Here are some records; copy every line that holds the word "React".

→ **Records with interface code**
***

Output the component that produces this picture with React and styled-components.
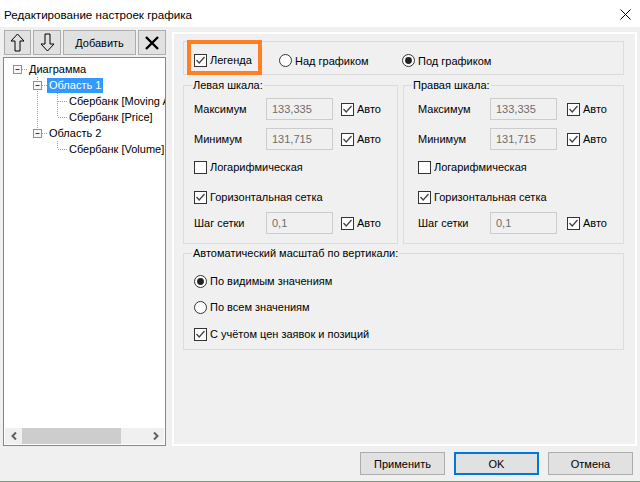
import React from "react"
import styled, { createGlobalStyle } from "styled-components"

const GlobalStyle = createGlobalStyle`
  html, body {
    margin: 0;
    padding: 0;
    background: #f0f0f0;
  }
  body {
    font-family: "Liberation Sans", Arial, sans-serif;
    font-size: 11px;
    color: #000;
  }
  * {
    box-sizing: border-box;
  }
`

const Window = styled.div`
  width: 640px;
  height: 482px;
  display: flex;
  flex-direction: column;
  background: #f0f0f0;
  border-bottom: 1px solid #3cb878;
  overflow: hidden;
`

const TitleBar = styled.div`
  height: 27px;
  flex: none;
  background: #fff;
  display: flex;
  align-items: center;
  justify-content: space-between;
  padding: 2px 9px 0 4px;
  font-size: 11.6px;
`

const Main = styled.div`
  height: 419px;
  flex: none;
  display: flex;
  gap: 6px;
  padding: 3px 4px 0 3px;
`

const Sidebar = styled.div`
  width: 163px;
  flex: none;
  display: flex;
  flex-direction: column;
  gap: 2px;
`

const Toolbar = styled.div`
  height: 25px;
  flex: none;
  display: flex;
  gap: 2px;
  padding-left: 1px;
`

const ToolButton = styled.button`
  width: ${({ $w }) => $w}px;
  height: 25px;
  padding: 0;
  display: flex;
  align-items: center;
  justify-content: center;
  background: #e1e1e1;
  border: 1px solid #adadad;
  font: inherit;
  color: #000;
`

const Tree = styled.div`
  flex: 1;
  display: flex;
  flex-direction: column;
  background: #fff;
  border: 1px solid #828790;
  overflow: hidden;
`

const TreeList = styled.div`
  flex: 1;
  padding: 3px 0 0 3px;
  overflow: hidden;
`

const TreeRow = styled.div`
  height: 16px;
  display: flex;
  align-items: center;
  white-space: nowrap;
`

const TreeLabel = styled.span`
  height: 15px;
  line-height: 15px;
  padding: 0 2px;
  background: ${({ $selected }) => ($selected ? "#3399ff" : "transparent")};
  color: ${({ $selected }) => ($selected ? "#fff" : "#000")};
`

const Scrollbar = styled.div`
  height: 16px;
  flex: none;
  margin: 0 1px 1px;
  display: flex;
  background: #f0f0f0;
`

const ScrollArrow = styled.div`
  width: 17px;
  flex: none;
  display: flex;
  align-items: center;
  justify-content: center;
`

const ScrollThumb = styled.div`
  width: 99px;
  background: #cdcdcd;
`

const ScrollTrack = styled.div`
  flex: 1;
`

const Panel = styled.div`
  flex: 1;
  margin-top: 2px;
  border: 2px solid #fff;
  display: flex;
  flex-direction: column;
  padding: 7px 11px 0 9px;
`

const TopGroup = styled.div`
  height: 34px;
  display: flex;
  align-items: center;
  padding-top: 5px;
  border: 1px solid #dcdcdc;
`

const LegendFrame = styled.div`
  align-self: stretch;
  width: 75px;
  margin: -7px 0 -1px 3px;
  border: 4px solid #ff7f27;
  display: flex;
  align-items: center;
  padding: 5px 0 0 3px;
`

const Option = styled.label`
  display: flex;
  align-items: center;
  gap: 3px;
  white-space: nowrap;
  width: ${({ $w }) => ($w ? `${$w}px` : "auto")};
  margin-left: ${({ $ml }) => $ml || 0}px;
`

const ScalesRow = styled.div`
  display: flex;
  gap: 5px;
  margin-top: 10px;
`

const GroupBox = styled.div`
  width: ${({ $w }) => ($w ? `${$w}px` : "auto")};
  display: flex;
  flex-direction: column;
  border: 1px solid #dcdcdc;
  margin-top: ${({ $mt }) => $mt || 0}px;
`

const GroupTitle = styled.div`
  align-self: flex-start;
  margin: -7px 0 0 ${({ $ml }) => ($ml == null ? 8 : $ml)}px;
  padding: 0 1px;
  height: 13px;
  line-height: 13px;
  background: #f0f0f0;
  white-space: nowrap;
`

const GroupContent = styled.div`
  display: flex;
  flex-direction: column;
  padding: 0 0 ${({ $pb }) => $pb}px ${({ $pl }) => $pl}px;
`

const FieldRow = styled.div`
  height: ${({ $h }) => $h}px;
  margin-top: ${({ $mt }) => $mt}px;
  display: flex;
  align-items: center;
  white-space: nowrap;
`

const FieldLabel = styled.span`
  width: 72px;
  flex: none;
`

const ValueInput = styled.input`
  width: 67px;
  height: 22px;
  flex: none;
  margin: 0 ${({ $gap }) => $gap}px 0 0;
  padding: 0 0 0 5px;
  background: #f0f0f0;
  border: 1px solid #cccccc;
  font: inherit;
  color: #6d6d6d;
  outline: none;
`

const Box = styled.span`
  width: 13px;
  height: 13px;
  flex: none;
  display: flex;
  align-items: center;
  justify-content: center;
  background: #fff;
  border: 1px solid #333;
`

const Footer = styled.div`
  flex: 1;
  display: flex;
  justify-content: flex-end;
  gap: 9px;
  padding: 6px 7px 0 0;
`

const DialogButton = styled.button`
  width: 85px;
  height: 23px;
  padding: 0;
  background: #e1e1e1;
  border: ${({ $primary }) => ($primary ? "2px solid #0078d7" : "1px solid #adadad")};
  font: inherit;
  font-size: 11px;
  color: #000;
`

function CheckBox({ checked, children, ml }) {
  return (
    <Option $ml={ml}>
      <Box>
        {checked && (
          <svg width="11" height="11" viewBox="0 0 11 11">
            <polyline points="1.5,5 4.2,8 9.5,2" fill="none" stroke="#444" strokeWidth="1.3" />
          </svg>
        )}
      </Box>
      <span>{children}</span>
    </Option>
  )
}

function Radio({ checked, children, w, ml }) {
  return (
    <Option $w={w} $ml={ml}>
      <svg width="13" height="13" viewBox="0 0 13 13">
        <circle cx="6.5" cy="6.5" r="6" fill="#fff" stroke="#333" strokeWidth="1" />
        {checked && <circle cx="6.5" cy="6.5" r="3.4" fill="#222" />}
      </svg>
      <span>{children}</span>
    </Option>
  )
}

function Guide({ up, down, right, box }) {
  return (
    <svg width="20" height="16" viewBox="0 0 20 16" style={{ flex: "none" }}>
      <g stroke="#a0a0a0" strokeDasharray="1 1" strokeWidth="1">
        {up && <line x1="10.5" y1="0" x2="10.5" y2="8" />}
        {down && <line x1="10.5" y1="8" x2="10.5" y2="16" />}
        {right && <line x1="11" y1="8.5" x2="20" y2="8.5" />}
      </g>
      {box && (
        <g>
          <rect x="6.5" y="4.5" width="8" height="8" fill="#f7f7f7" stroke="#919191" />
          <line x1="8.5" y1="8.5" x2="12.5" y2="8.5" stroke="#1f3d8f" />
        </g>
      )}
    </svg>
  )
}

const treeRows = [
  { label: "Диаграмма", guides: [{ right: true, box: true }] },
  { label: "Область 1", selected: true, guides: [{}, { up: true, down: true, right: true, box: true }] },
  { label: "Сбербанк [Moving Average]", guides: [{}, { up: true, down: true }, { up: true, down: true, right: true }] },
  { label: "Сбербанк [Price]", guides: [{}, { up: true, down: true }, { up: true, right: true }] },
  { label: "Область 2", guides: [{}, { up: true, right: true, box: true }] },
  { label: "Сбербанк [Volume]", guides: [{}, {}, { up: true, right: true }] },
]

function ScaleGroup({ title, width, pad, gap }) {
  return (
    <GroupBox $w={width}>
      <GroupTitle>{title}</GroupTitle>
      <GroupContent $pl={pad} $pb={9}>
        <FieldRow $h={22} $mt={6}>
          <FieldLabel>Максимум</FieldLabel>
          <ValueInput readOnly defaultValue="133,335" $gap={gap} />
          <CheckBox checked>Авто</CheckBox>
        </FieldRow>
        <FieldRow $h={22} $mt={8}>
          <FieldLabel>Минимум</FieldLabel>
          <ValueInput readOnly defaultValue="131,715" $gap={gap} />
          <CheckBox checked>Авто</CheckBox>
        </FieldRow>
        <FieldRow $h={20} $mt={7}>
          <CheckBox>Логарифмическая</CheckBox>
        </FieldRow>
        <FieldRow $h={20} $mt={10}>
          <CheckBox checked>Горизонтальная сетка</CheckBox>
        </FieldRow>
        <FieldRow $h={22} $mt={5}>
          <FieldLabel>Шаг сетки</FieldLabel>
          <ValueInput readOnly defaultValue="0,1" $gap={gap} />
          <CheckBox checked>Авто</CheckBox>
        </FieldRow>
      </GroupContent>
    </GroupBox>
  )
}

export default function App() {
  return (
    <Window>
      <GlobalStyle />
      <TitleBar>
        <span>Редактирование настроек графика</span>
        <svg width="11" height="11" viewBox="0 0 11 11">
          <path d="M0.5 0.5 L10.5 10.5 M10.5 0.5 L0.5 10.5" stroke="#000" strokeWidth="1" />
        </svg>
      </TitleBar>
      <Main>
        <Sidebar>
          <Toolbar>
            <ToolButton $w={27} title="Вверх">
              <svg width="15" height="19" viewBox="0 0 15 19">
                <path d="M7.5 1 L14 8 L10 8 L10 18 L5 18 L5 8 L1 8 Z" fill="none" stroke="#000" strokeWidth="1" />
              </svg>
            </ToolButton>
            <ToolButton $w={28} title="Вниз">
              <svg width="15" height="19" viewBox="0 0 15 19">
                <path d="M7.5 18 L14 11 L10 11 L10 1 L5 1 L5 11 L1 11 Z" fill="none" stroke="#000" strokeWidth="1" />
              </svg>
            </ToolButton>
            <ToolButton $w={73}>Добавить</ToolButton>
            <ToolButton $w={28} title="Удалить">
              <svg width="16" height="16" viewBox="0 0 16 16">
                <path d="M2 2 L14 14 M14 2 L2 14" stroke="#000" strokeWidth="2.4" />
              </svg>
            </ToolButton>
          </Toolbar>
          <Tree>
            <TreeList>
              {treeRows.map((row) => (
                <TreeRow key={row.label}>
                  {row.guides.map((g, i) => (
                    <Guide key={i} {...g} />
                  ))}
                  <TreeLabel $selected={row.selected}>{row.label}</TreeLabel>
                </TreeRow>
              ))}
            </TreeList>
            <Scrollbar>
              <ScrollArrow>
                <svg width="8" height="10" viewBox="0 0 8 10">
                  <polyline points="6,1.5 2.5,5 6,8.5" fill="none" stroke="#606060" strokeWidth="2" />
                </svg>
              </ScrollArrow>
              <ScrollThumb />
              <ScrollTrack />
              <ScrollArrow>
                <svg width="8" height="10" viewBox="0 0 8 10">
                  <polyline points="2,1.5 5.5,5 2,8.5" fill="none" stroke="#606060" strokeWidth="2" />
                </svg>
              </ScrollArrow>
            </Scrollbar>
          </Tree>
        </Sidebar>
        <Panel>
          <TopGroup>
            <LegendFrame>
              <CheckBox checked>Легенда</CheckBox>
            </LegendFrame>
            <Radio w={123} ml={17}>Над графиком</Radio>
            <Radio checked>Под графиком</Radio>
          </TopGroup>
          <ScalesRow>
            <ScaleGroup title="Левая шкала:" width={215} pad={10} gap={8} />
            <ScaleGroup title="Правая шкала:" width={221} pad={14} gap={10} />
          </ScalesRow>
          <GroupBox $mt={9}>
            <GroupTitle>Автоматический масштаб по вертикали:</GroupTitle>
            <GroupContent $pl={10} $pb={5}>
              <FieldRow $h={20} $mt={11}>
                <Radio checked>По видимым значениям</Radio>
              </FieldRow>
              <FieldRow $h={20} $mt={6}>
                <Radio>По всем значениям</Radio>
              </FieldRow>
              <FieldRow $h={20} $mt={7}>
                <CheckBox checked>С учётом цен заявок и позиций</CheckBox>
              </FieldRow>
            </GroupContent>
          </GroupBox>
        </Panel>
      </Main>
      <Footer>
        <DialogButton>Применить</DialogButton>
        <DialogButton $primary>OK</DialogButton>
        <DialogButton>Отмена</DialogButton>
      </Footer>
    </Window>
  )
}
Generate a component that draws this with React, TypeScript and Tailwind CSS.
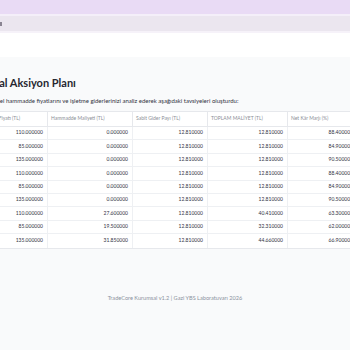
const columns = [
  { label: 'Satış Fiyatı (TL)', width: 'w-[63px]' },
  { label: 'Hammadde Maliyeti (TL)', width: 'w-[85px]' },
  { label: 'Sabit Gider Payı (TL)', width: 'w-[75px]' },
  { label: 'TOPLAM MALİYET (TL)', width: 'w-[80px]' },
  { label: 'Net Kâr Marjı (%)', width: 'w-[70px]' },
];

const rows = [
  ['110.000000', '0.000000', '12.810000', '12.810000', '88.400000'],
  ['85.000000', '0.000000', '12.810000', '12.810000', '84.900000'],
  ['135.000000', '0.000000', '12.810000', '12.810000', '90.500000'],
  ['110.000000', '0.000000', '12.810000', '12.810000', '88.400000'],
  ['85.000000', '0.000000', '12.810000', '12.810000', '84.900000'],
  ['135.000000', '0.000000', '12.810000', '12.810000', '90.500000'],
  ['110.000000', '27.600000', '12.810000', '40.410000', '63.300000'],
  ['85.000000', '19.500000', '12.810000', '32.310000', '62.000000'],
  ['135.000000', '31.850000', '12.810000', '44.660000', '66.900000'],
];

export default function App() {
  return (
    <div
      className="w-[350px] h-[350px] overflow-hidden bg-[#f9fafb] text-[#31333f]"
      style={{ fontFamily: 'Lato, "Noto Sans", sans-serif' }}
    >
      {/* Top bars */}
      <div className="h-[14px] bg-[#e9dbf5]" />
      <div className="h-[2px] bg-[#f4eff9]" />
      <div className="h-[15px] bg-[#ebe6ef] flex items-center">
        <span className="w-[2px] h-[4px] bg-[#8a8592]" />
      </div>
      <div className="h-[2px] bg-[#f6f2f9]" />
      <div className="h-[24px] bg-white" />

      {/* Content */}
      <div className="pt-[18px]">
        <h2 className="-ml-[16px] text-[11px] font-bold leading-[16px] whitespace-nowrap text-[#262730]">
          Final Aksiyon Planı
        </h2>
        <p className="-ml-[14px] mt-[5px] text-[6px] leading-[10px] whitespace-nowrap text-[#31333f]">
          Güncel hammadde fiyatlarını ve işletme giderlerinizi analiz ederek aşağıdaki tavsiyeleri oluşturdu:
        </p>

        <div className="-ml-[16px] mt-[5px] w-[400px] border-t border-b border-[#e6e8ec] bg-white">
          <div className="flex h-[15px] border-b border-[#e6e8ec]">
            {columns.map((c, i) => (
              <div
                key={c.label}
                className={`${c.width} shrink-0 flex items-center px-[3px] text-[5px] text-[#8c8f97] whitespace-nowrap ${i > 0 ? 'border-l border-[#e6e8ec]' : ''}`}
              >
                {c.label}
              </div>
            ))}
          </div>
          {rows.map((r, ri) => (
            <div key={ri} className={`flex h-[13.4px] ${ri < rows.length - 1 ? 'border-b border-[#eef0f3]' : ''}`}>
              {r.map((v, ci) => (
                <div
                  key={ci}
                  className={`${columns[ci].width} shrink-0 flex items-center justify-end px-[4px] text-[5px] whitespace-nowrap ${ci > 0 ? 'border-l border-[#eef0f3]' : ''}`}
                >
                  {v}
                </div>
              ))}
            </div>
          ))}
        </div>
      </div>

      <footer className="mt-[45px] text-center text-[5.6px] text-[#8b92a0]">
        TradeCore Kurumsal v1.2 | Gazi YBS Laboratuvarı 2026
      </footer>
    </div>
  );
}
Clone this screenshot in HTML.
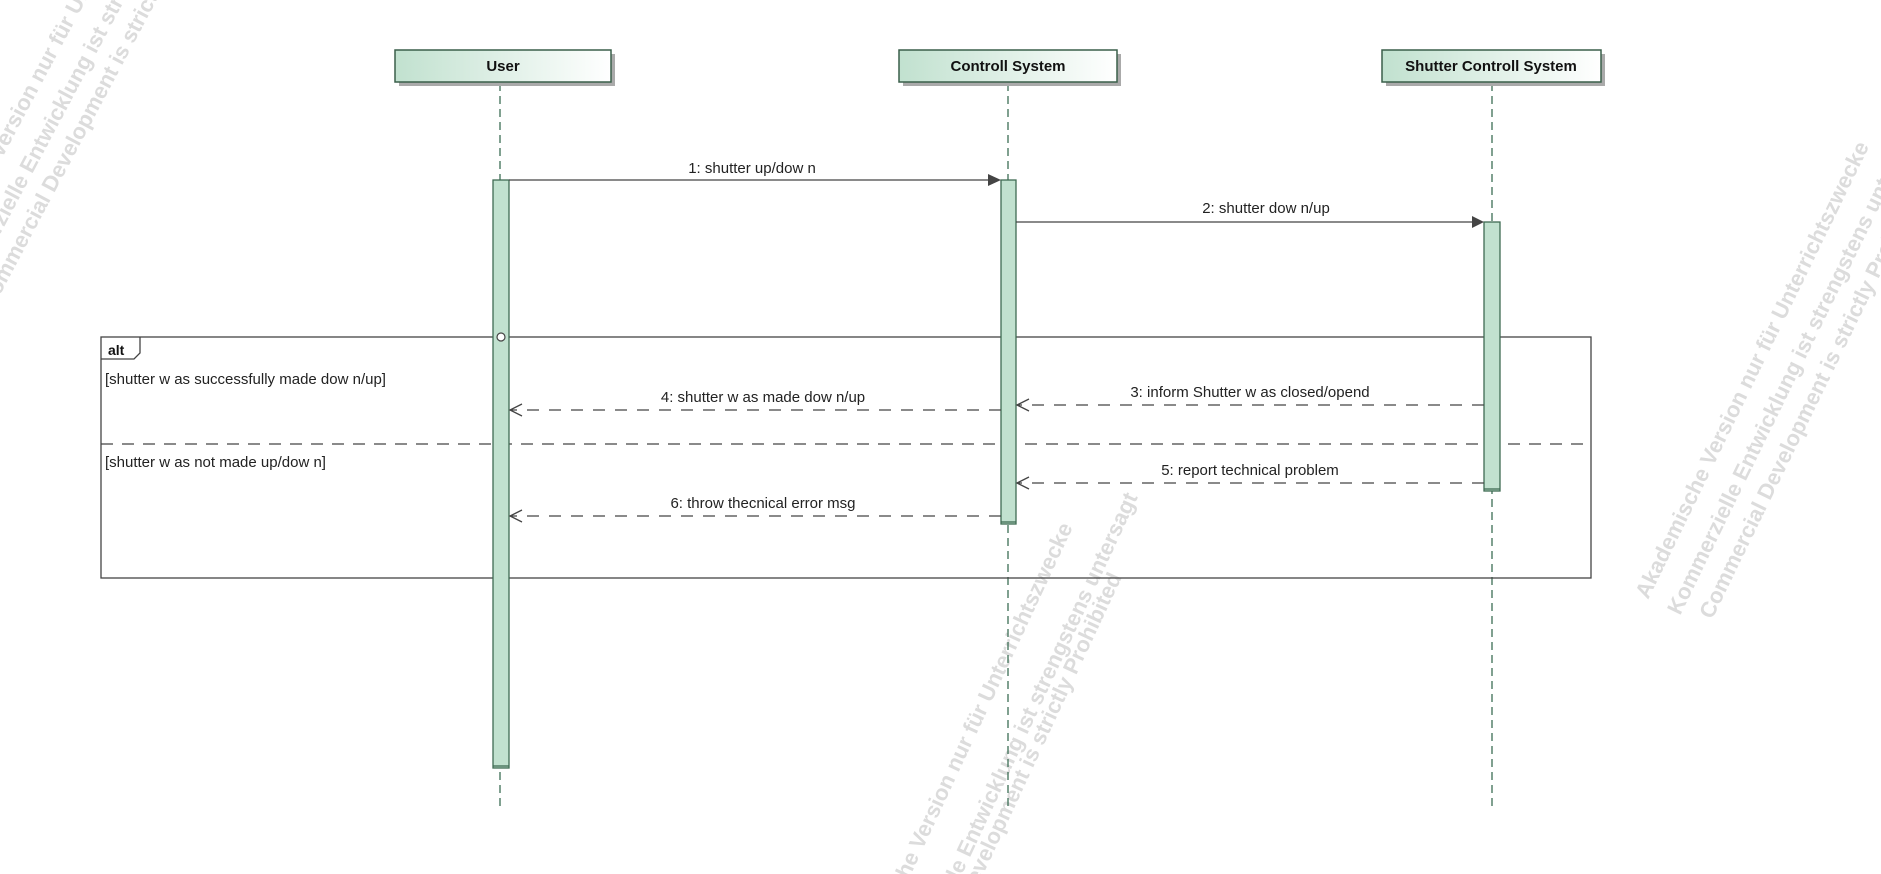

***

→ **OUTPUT BELOW**
Output the component that produces this picture with React and styled-components.
import React from "react"
Generate a component that draws this with React, TypeScript and Tailwind CSS.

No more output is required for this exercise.